The document says health authorities don't know when or whether a pandemic might strike, or how severe it might be. It suggests two possibilities, a moderate pandemic like the ones in 1957 and 1968 or a severe pandemic like the one that swept the world in 1918-1919.
In either case, flu could sicken 90 million Americans and cause 45 million to seek treatment.
That is where the similarities end. A moderate pandemic could result in the hospitalization of 865,000 people and the deaths of 209,000; a severe one could send 9.9 million people to hospitals and kill 2 million.
Despite the uncertainties, said Health and Human Services Secretary Michael O. Leavitt, the nation must prepare for the worst. "Think of the world as a vast forest susceptible to fire," he said. "With a pandemic, it only takes a spark to create a pandemic."
The concern is that a strain of bird flu that has arisen in Southeast Asia could touch off a worldwide pandemic. That could happen if the virus acquires the ability to spread from person to person.
All but a few of the 120 reported human cases have grown out of contact with poultry. Sixty people have died.
The government's plan calls on Congress to appropriate $7.1 billion to stockpile vaccines and anti-viral drugs, spur faster vaccine production and improve detection systems in the United States and overseas.
To curb the disease, state and local governments might have to isolate or quarantine those exposed to the virus.
Isolation refers to the separation of sick people until they are no longer infectious, which means up to two weeks, experts say. Quarantines, which separate people who have been exposed to an illness but are not sick, could last a few days or as long as 10 days to prevent spread of pandemic flu, according to the plan.
"A person's residence is generally the preferred setting for quarantine" because that would be least disruptive, the document says.
Local authorities might have to establish facilities for people whose homes are not suitable or who are traveling when exposed. Such places must have adequate bathrooms, telephones, food and medical staff, the plan says.
Isolation and quarantine are frequently used, but never before on as large a scale as the new plan projects.
Dr. Michelle Gourdine, Maryland's deputy secretary for public health services, said people are frequently isolated in hospitals while suffering from tuberculosis and other highly contagious diseases.
During the SARS epidemic in 2003, people who had been in contact with patients overseas were isolated until it became clear that they were not ill.
"As far as quarantines, we always try to opt for the least restrictive option," Gourdine said.

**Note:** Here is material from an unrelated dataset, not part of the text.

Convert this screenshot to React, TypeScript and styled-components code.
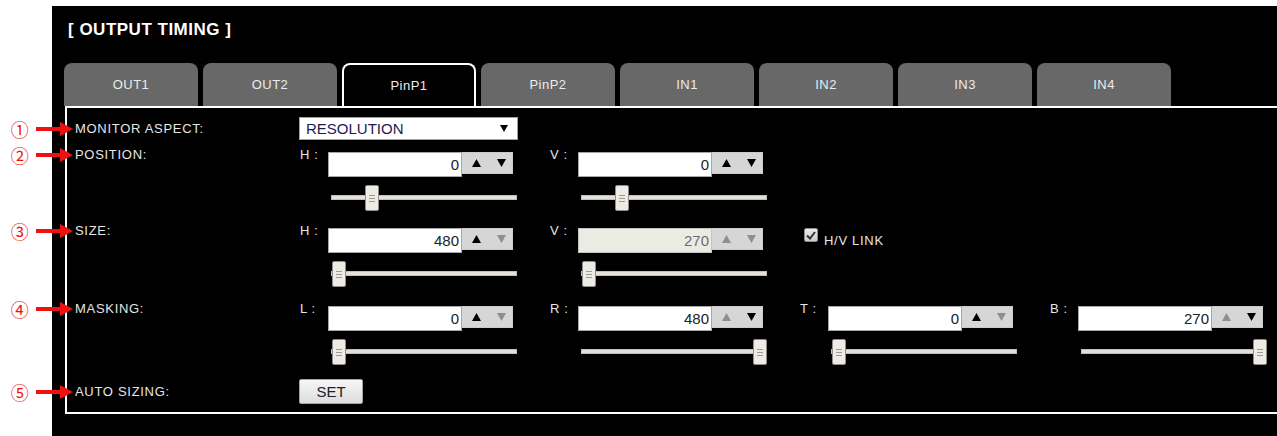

Quarantines might not be useful if large numbers of people have been exposed before the epidemic has been detected, she said.

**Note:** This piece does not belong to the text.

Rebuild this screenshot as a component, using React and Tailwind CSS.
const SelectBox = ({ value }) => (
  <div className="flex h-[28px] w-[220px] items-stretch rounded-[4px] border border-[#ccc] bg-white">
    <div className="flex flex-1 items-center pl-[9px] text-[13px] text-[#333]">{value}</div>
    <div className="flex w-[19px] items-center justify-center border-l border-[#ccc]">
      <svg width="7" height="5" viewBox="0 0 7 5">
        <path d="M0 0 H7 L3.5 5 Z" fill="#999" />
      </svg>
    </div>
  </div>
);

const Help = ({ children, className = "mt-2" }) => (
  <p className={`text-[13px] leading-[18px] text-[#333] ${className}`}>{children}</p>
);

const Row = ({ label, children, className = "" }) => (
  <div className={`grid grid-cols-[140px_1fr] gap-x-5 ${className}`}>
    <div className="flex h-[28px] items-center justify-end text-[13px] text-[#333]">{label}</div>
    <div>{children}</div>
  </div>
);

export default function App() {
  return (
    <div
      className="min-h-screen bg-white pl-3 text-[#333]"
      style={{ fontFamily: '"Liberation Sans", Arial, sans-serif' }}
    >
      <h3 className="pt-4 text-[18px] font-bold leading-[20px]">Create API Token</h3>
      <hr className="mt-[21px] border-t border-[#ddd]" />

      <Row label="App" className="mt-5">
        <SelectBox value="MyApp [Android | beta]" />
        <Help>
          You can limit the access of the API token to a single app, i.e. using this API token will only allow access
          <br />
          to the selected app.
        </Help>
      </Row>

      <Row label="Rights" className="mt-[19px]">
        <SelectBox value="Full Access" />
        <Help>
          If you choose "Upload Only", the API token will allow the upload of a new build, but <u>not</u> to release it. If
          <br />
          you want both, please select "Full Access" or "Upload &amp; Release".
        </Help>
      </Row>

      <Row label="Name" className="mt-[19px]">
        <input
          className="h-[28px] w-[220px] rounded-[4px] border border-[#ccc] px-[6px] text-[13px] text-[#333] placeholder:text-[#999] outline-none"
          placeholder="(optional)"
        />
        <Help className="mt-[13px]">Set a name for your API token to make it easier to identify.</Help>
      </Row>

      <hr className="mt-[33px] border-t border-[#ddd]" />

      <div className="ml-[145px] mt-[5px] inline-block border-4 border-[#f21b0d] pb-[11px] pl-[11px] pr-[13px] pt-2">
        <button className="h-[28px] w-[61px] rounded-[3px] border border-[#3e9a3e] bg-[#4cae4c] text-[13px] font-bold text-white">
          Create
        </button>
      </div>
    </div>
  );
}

Dr. Donald Burke, head of the immunization research program at the Johns Hopkins Bloomberg School of Public Health, said quarantines could fall short in controlling a virus that people transmit as soon as a day after being exposed. Additionally, some people who are highly infectious might not know they are endangering others.

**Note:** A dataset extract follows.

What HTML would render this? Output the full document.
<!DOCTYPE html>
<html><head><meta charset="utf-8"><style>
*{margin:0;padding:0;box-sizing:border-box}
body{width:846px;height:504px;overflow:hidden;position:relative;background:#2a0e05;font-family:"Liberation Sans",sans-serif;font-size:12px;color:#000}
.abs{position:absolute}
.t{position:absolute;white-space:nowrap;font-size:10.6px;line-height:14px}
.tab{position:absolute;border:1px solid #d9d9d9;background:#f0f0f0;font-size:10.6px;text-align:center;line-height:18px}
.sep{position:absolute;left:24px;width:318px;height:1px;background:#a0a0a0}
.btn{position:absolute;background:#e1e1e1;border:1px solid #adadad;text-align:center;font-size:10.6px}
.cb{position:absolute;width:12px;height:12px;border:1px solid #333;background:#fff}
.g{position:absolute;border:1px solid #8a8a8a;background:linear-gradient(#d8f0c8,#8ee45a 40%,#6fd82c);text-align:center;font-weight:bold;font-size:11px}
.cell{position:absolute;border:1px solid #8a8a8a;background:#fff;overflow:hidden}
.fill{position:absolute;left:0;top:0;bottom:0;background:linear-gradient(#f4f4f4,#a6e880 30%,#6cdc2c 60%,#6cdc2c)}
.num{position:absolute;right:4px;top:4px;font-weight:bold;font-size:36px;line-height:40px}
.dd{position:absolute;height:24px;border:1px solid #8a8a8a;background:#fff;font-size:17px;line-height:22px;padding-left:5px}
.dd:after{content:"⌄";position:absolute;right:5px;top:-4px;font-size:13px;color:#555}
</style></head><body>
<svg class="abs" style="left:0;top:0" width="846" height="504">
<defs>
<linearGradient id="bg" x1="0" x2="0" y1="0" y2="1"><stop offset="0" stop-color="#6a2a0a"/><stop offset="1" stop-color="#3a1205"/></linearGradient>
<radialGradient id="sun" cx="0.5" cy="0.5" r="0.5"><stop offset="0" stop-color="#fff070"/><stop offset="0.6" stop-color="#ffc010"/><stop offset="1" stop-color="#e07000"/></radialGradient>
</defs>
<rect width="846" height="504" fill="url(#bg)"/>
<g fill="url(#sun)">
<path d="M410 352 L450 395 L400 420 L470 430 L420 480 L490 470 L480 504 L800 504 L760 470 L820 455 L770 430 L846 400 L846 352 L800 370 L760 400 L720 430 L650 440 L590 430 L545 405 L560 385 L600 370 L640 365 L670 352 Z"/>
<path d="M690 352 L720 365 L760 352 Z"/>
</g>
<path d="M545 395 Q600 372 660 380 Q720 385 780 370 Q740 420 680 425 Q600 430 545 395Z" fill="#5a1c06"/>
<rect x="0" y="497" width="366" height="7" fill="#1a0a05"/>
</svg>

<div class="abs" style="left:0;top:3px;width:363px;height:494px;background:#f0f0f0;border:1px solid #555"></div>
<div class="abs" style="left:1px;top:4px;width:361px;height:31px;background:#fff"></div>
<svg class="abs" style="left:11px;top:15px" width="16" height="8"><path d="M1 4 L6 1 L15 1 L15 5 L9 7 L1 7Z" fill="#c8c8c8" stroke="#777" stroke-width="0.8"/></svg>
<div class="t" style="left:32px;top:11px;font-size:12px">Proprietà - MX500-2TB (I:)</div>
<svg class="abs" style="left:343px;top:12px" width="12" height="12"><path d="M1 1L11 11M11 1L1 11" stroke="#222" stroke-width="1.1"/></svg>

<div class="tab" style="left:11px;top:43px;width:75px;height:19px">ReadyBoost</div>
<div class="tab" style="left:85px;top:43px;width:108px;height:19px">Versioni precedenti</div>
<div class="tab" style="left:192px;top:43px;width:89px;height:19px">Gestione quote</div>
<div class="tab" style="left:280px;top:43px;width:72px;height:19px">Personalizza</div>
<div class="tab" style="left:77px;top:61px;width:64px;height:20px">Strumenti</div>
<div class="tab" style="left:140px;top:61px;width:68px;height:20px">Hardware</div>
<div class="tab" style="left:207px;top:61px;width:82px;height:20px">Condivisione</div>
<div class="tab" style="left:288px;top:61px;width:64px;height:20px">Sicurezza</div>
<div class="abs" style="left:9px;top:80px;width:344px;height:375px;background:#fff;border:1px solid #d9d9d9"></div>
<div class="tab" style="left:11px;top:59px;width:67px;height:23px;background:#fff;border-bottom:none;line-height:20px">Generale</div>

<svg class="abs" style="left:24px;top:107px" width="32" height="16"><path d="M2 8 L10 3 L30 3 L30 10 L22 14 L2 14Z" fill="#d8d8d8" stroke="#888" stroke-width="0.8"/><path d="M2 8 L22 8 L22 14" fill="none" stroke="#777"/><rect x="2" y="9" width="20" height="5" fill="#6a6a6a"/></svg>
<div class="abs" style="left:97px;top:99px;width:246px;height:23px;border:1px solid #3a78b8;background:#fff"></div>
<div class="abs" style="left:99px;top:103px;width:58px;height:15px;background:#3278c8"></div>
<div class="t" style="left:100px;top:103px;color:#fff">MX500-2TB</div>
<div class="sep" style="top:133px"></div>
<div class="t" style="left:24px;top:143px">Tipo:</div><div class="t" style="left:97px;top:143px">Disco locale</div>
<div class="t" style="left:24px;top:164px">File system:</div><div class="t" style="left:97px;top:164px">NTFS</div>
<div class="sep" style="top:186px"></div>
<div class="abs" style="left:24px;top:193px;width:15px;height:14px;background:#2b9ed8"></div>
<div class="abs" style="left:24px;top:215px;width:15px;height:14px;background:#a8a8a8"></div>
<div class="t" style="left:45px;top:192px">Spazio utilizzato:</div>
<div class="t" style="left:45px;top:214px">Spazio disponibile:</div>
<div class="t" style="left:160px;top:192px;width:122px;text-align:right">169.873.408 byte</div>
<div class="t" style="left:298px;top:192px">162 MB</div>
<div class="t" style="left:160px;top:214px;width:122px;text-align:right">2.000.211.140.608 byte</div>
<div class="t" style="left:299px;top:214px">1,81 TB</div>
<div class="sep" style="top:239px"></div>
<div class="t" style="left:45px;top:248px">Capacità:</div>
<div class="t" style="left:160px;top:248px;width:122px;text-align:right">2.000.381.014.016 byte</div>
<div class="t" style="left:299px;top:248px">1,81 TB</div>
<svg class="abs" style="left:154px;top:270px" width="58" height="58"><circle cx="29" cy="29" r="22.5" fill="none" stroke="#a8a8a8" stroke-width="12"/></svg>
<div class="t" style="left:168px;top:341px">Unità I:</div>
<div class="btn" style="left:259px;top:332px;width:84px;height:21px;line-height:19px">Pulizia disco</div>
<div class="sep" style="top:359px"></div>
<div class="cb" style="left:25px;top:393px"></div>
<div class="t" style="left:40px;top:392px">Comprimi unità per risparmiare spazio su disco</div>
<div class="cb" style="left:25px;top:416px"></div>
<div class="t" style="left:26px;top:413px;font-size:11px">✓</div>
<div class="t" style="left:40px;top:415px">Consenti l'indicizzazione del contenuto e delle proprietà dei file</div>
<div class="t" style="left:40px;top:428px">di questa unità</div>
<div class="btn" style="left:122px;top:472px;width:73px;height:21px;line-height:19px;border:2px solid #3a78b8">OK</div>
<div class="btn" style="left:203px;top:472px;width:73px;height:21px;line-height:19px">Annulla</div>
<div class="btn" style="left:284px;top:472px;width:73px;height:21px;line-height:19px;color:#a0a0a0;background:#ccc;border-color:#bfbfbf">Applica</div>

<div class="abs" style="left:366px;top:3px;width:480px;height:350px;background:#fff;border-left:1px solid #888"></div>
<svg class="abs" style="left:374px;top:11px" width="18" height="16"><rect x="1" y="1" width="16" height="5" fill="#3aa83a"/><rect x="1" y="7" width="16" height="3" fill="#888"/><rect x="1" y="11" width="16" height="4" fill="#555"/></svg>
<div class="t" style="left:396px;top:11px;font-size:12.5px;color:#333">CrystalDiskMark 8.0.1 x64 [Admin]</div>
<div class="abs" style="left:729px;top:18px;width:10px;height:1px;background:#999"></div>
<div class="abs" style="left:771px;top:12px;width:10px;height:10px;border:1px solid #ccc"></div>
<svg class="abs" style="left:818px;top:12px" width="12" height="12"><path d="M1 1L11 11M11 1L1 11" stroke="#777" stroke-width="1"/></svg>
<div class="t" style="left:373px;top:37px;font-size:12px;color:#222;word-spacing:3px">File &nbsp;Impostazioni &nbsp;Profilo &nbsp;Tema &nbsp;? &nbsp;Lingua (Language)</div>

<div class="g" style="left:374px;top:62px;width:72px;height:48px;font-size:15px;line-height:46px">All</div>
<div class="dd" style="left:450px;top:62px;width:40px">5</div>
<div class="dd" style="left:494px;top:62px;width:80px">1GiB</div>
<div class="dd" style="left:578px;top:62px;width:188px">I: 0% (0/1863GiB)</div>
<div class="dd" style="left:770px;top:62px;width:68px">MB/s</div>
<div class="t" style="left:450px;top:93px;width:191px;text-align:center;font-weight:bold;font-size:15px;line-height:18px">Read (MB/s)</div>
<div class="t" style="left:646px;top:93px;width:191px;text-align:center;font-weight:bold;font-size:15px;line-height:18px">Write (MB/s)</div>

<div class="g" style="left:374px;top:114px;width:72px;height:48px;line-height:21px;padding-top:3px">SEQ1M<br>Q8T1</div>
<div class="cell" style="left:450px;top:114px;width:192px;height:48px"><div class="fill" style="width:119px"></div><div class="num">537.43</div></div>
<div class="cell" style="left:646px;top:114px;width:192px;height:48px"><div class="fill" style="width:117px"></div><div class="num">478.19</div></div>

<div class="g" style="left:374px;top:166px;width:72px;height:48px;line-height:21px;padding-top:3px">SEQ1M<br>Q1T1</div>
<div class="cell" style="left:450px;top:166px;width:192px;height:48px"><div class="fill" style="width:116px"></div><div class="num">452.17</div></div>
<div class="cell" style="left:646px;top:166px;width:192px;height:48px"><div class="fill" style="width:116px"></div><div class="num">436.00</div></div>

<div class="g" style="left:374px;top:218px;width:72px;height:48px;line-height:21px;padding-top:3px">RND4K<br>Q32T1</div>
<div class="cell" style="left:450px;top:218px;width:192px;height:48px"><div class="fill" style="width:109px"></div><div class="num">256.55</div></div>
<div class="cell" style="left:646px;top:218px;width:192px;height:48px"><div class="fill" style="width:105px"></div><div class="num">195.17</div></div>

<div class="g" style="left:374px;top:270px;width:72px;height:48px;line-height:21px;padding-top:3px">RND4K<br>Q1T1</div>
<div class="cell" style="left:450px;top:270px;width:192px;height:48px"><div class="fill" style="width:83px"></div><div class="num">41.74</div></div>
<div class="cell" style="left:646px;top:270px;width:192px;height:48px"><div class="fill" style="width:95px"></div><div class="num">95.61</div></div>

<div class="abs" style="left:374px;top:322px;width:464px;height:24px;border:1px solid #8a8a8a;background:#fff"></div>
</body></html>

"If you take the 1918 epidemic as any lesson, many of the cases might not be highly symptomatic and [people] may be ambulatory and only mildly ill," he said.
Dr. Thomas C. Quinn, an infectious-disease specialist at the Johns Hopkins School of Medicine, said quarantines can be helpful in limiting an epidemic.
"You can take a massive epidemic and reduce it to a minor one," Quinn said. "It does limit the number of people who come into contact with an infected person. It's a numbers game."
Influenza is one of the fastest-moving viral infections, he said.
The federal plan notes that quarantines can be effective when they are voluntary, with more than 90 percent of people complying if the need is made clear.
"Public health authorities not only expect but generally get compliance with quarantine and isolation measures from a large measure of the population," said James Hodge, who heads the Center for Law and the Public's Health at the Bloomberg school.
The plan says that travel restrictions may be imposed on people suspected of carrying the virus. Those already en route might be intercepted at airports or docks. These passengers would be examined and possibly transported to hospitals or quarantine facilities.
The U.S. Centers for Disease Control and Prevention has 18 quarantine stations at international airports, ports and border crossings to handle passengers flagged by flight crews and customs inspectors.
Once a pandemic is in full force, authorities might slow its spread in the United States by limiting or canceling nonessential travel to unaffected regions. Mass transit systems might be closed.